Pune Pistons
- Sport: Badminton
- Founded: 2013
- Folded: 2013
- Based in: Pune, India
- Home ground: Shree Shiv Chhatrapati Sports Complex, Pune
- Owner: Mohit Burman; Savan Daru (Dabur India Ltd.);
- Head coach: Nikhil Kanetkar
- Captain: Ashwini Ponnappa
- IBL wins: none
- Website: www.punepistons.com

= Pune Pistons =

Indian badminton franchise

Pune Pistons was a badminton franchise owned by Mohit Burman (Dabur Group) & Savan Daru for the Indian Badminton League. The team's home ground was the Shree Shiv Chhatrapati Sports Complex in Pune. The team was captained by Ashwini Ponnappa.
The team participated in the league only in the inaugural season.

==Current squad==
Sources:

| Country | Player |
|---|---|
| India | Ashwini Ponnappa |
| Vietnam | Nguyễn Tiến Minh |
| India | Sourabh Verma |
| India | Anup Sridhar |
| Germany | Juliane Schenk |
| Denmark | Joachim Fischer Nielsen |
| India | Sanave Thomas |
| India | Arun Vishnu |
| Malaysia | Tan Wee Kiong |
| India | Rupesh Kumar K. T. |
| India | Revati Devasthale |

==2013 season==

===League stage===

| 14 August, 20:00 at Delhi | Delhi Smashers | 2 - 3 | Pune Pistons |
| 17 August, 20:00 at Lucknow | Mumbai Masters | 2 - 3 | Pune Pistons |
| 19 August, 20:00 at Mumbai | Hyderabad HotShots | 4 - 1 | Pune Pistons |
| 23 August, 18:00 at Pune | Banga Beats | 1 - 4 | Pune Pistons |
| 26 August, 20:00 at Hyderabad | Awadhe Warriors | 3 - 2 | Pune Pistons |

Pune Pistons finished the 3rd in the group stage, qualifying for the semi-final.

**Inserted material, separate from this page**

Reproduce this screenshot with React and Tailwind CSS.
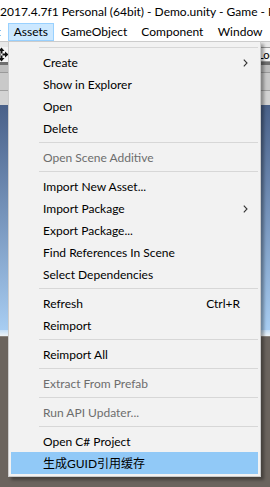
import React from "react";

const FONT = "font-['Lato','Noto_Sans_CJK_SC',sans-serif]";

function Item({ label, disabled, arrow, shortcut, active }) {
  return (
    <div
      className={`relative flex items-center h-[22px] pl-[32px] pt-[1px] text-[12px] leading-none whitespace-nowrap ${
        active ? "bg-[#91c9f7]" : ""
      } ${disabled ? "text-[#6d6d6d]" : "text-black"}`}
    >
      <span>{label}</span>
      {shortcut && (
        <span className="ml-auto mr-[18px] text-black">{shortcut}</span>
      )}
      {arrow && (
        <svg
          className="ml-auto mr-[10px]"
          width="5"
          height="8"
          viewBox="0 0 5 8"
        >
          <path d="M0.8 0.6 L4 4 L0.8 7.4" fill="none" stroke="#333" strokeWidth="1.1" />
        </svg>
      )}
    </div>
  );
}

function Sep() {
  return (
    <div className="h-[7px] flex items-center pl-[28px]">
      <div className="h-px w-full bg-[#d7d7d7]" />
    </div>
  );
}

function MoveIcon() {
  return (
    <svg width="15" height="15" viewBox="0 0 15 15" className="ml-[-6px]">
      <rect x="0" y="0" width="15" height="15" fill="#f4f4f4" />
      <g fill="#111">
        <polygon points="7.5,0.5 10.5,4 8.5,4 8.5,6.5 6.5,6.5 6.5,4 4.5,4" />
        <polygon points="7.5,14.5 10.5,11 8.5,11 8.5,8.5 6.5,8.5 6.5,11 4.5,11" />
        <polygon points="0.5,7.5 4,4.5 4,6.5 6.5,6.5 6.5,8.5 4,8.5 4,10.5" />
        <polygon points="14.5,7.5 11,4.5 11,6.5 8.5,6.5 8.5,8.5 11,8.5 11,10.5" />
      </g>
    </svg>
  );
}

export default function App() {
  return (
    <div
      className={`relative w-[270px] h-[487px] overflow-hidden bg-[#6b645e] ${FONT}`}
    >
      {/* title bar */}
      <div className="h-[22px] bg-white flex items-center text-[12px] text-black whitespace-nowrap overflow-hidden pt-[2px]">
        2017.4.7f1 Personal (64bit) - Demo.unity - Game - PC
      </div>
      {/* menu bar */}
      <div className="h-[19px] bg-white flex items-stretch text-[12px] text-black whitespace-nowrap">
        <div className="w-[8px] flex items-center overflow-hidden pt-[1px]">
          <span className="ml-[-20px]">Edit</span>
        </div>
        <div className="w-[46px] mt-[1px] flex items-center justify-center bg-[#cce8ff] border border-[#99d1ff]">
          Assets
        </div>
        <div className="w-[81px] flex items-center justify-center pt-[1px]">
          GameObject
        </div>
        <div className="w-[76px] flex items-center justify-center pt-[1px]">
          Component
        </div>
        <div className="w-[60px] flex items-center justify-center pt-[1px]">
          Window
        </div>
      </div>
      {/* unity toolbar */}
      <div className="h-[6px] bg-[#e8e8e8] border-t border-[#c8c8c8]" />
      <div className="h-[15px] bg-[#d9d9d9] flex items-center justify-between">
        <MoveIcon />
        <div className="h-[15px] w-[26px] mr-[-12px] bg-[#f4f4f4] border border-[#9a9a9a] text-[11px] leading-[13px] pl-[1px] text-black overflow-hidden">
          Local
        </div>
      </div>
      <div className="h-[3px] bg-[#6e6e6e]" />
      <div className="h-[7px] bg-[#bdbdbd]" />
      <div className="h-px bg-[#9a9a9a]" />
      <div className="h-[17px] bg-[#c9c9c9]" />
      <div className="h-px bg-[#a0a0a0]" />
      <div className="h-[14px] bg-[#d3d3d3]" />
      {/* scene sky */}
      <div className="h-[225px] bg-gradient-to-b from-[#4a6189] to-[#a8cdf2]" />
      <div className="h-[6px] bg-gradient-to-b from-[#c4def6] to-[#eef4f8]" />
      <div className="h-[1px] bg-[#8a847e]" />

      {/* dropdown menu */}
      <div className="absolute left-[8px] top-[41px] w-[253px] bg-[#f2f2f2] border border-[#cccccc] p-[2px] shadow-[3px_3px_3px_rgba(0,0,0,0.35)]">
        <Sep />
        <Item label="Create" arrow />
        <Item label="Show in Explorer" />
        <Item label="Open" />
        <Item label="Delete" />
        <Sep />
        <Item label="Open Scene Additive" disabled />
        <Sep />
        <Item label="Import New Asset..." />
        <Item label="Import Package" arrow />
        <Item label="Export Package..." />
        <Item label="Find References In Scene" />
        <Item label="Select Dependencies" />
        <Sep />
        <Item label="Refresh" shortcut="Ctrl+R" />
        <Item label="Reimport" />
        <Sep />
        <Item label="Reimport All" />
        <Sep />
        <Item label="Extract From Prefab" disabled />
        <Sep />
        <Item label="Run API Updater..." disabled />
        <Sep />
        <Item label="Open C# Project" />
        <Item label="生成GUID引用缓存" active />
      </div>
    </div>
  );
}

| Team | Pts | Pld | W | L | GW | GL |
|---|---|---|---|---|---|---|
| Hyderabad HotShots | 17 | 5 | 3 | 2 | 14 | 11 |
| Awadhe Warriors | 16 | 5 | 3 | 2 | 13 | 12 |
| Pune Pistons | 16 | 5 | 3 | 2 | 13 | 12 |
| Mumbai Masters | 15 | 5 | 2 | 3 | 13 | 12 |
| Delhi Smashers | 13 | 5 | 2 | 3 | 11 | 14 |
| Banga Beats | 13 | 5 | 2 | 3 | 11 | 14 |

===Semi-final===
Pune Pistons were beaten by Hyderabad HotShots in semi final of Indian Badminton League.
| 28 August, 20:00 at Hyderabad | Pune Pistons | 0 - 3 | Hyderabad HotShots |

- Ajay Jayaram (HH) beat Tien Minh Nyugen (PP), 21 - 17, 21 – 11.
- Saina Nehwal (HH) beat Juliane Schenk (PP), 21 – 10, 19 – 21, 11 – 8.
- Goh V Shem and Lim Khim Wah (HH) beat Joachim Fischer Nielsen and Sanave Thomas (PP), 16 – 21, 21 -14, 11 – 7.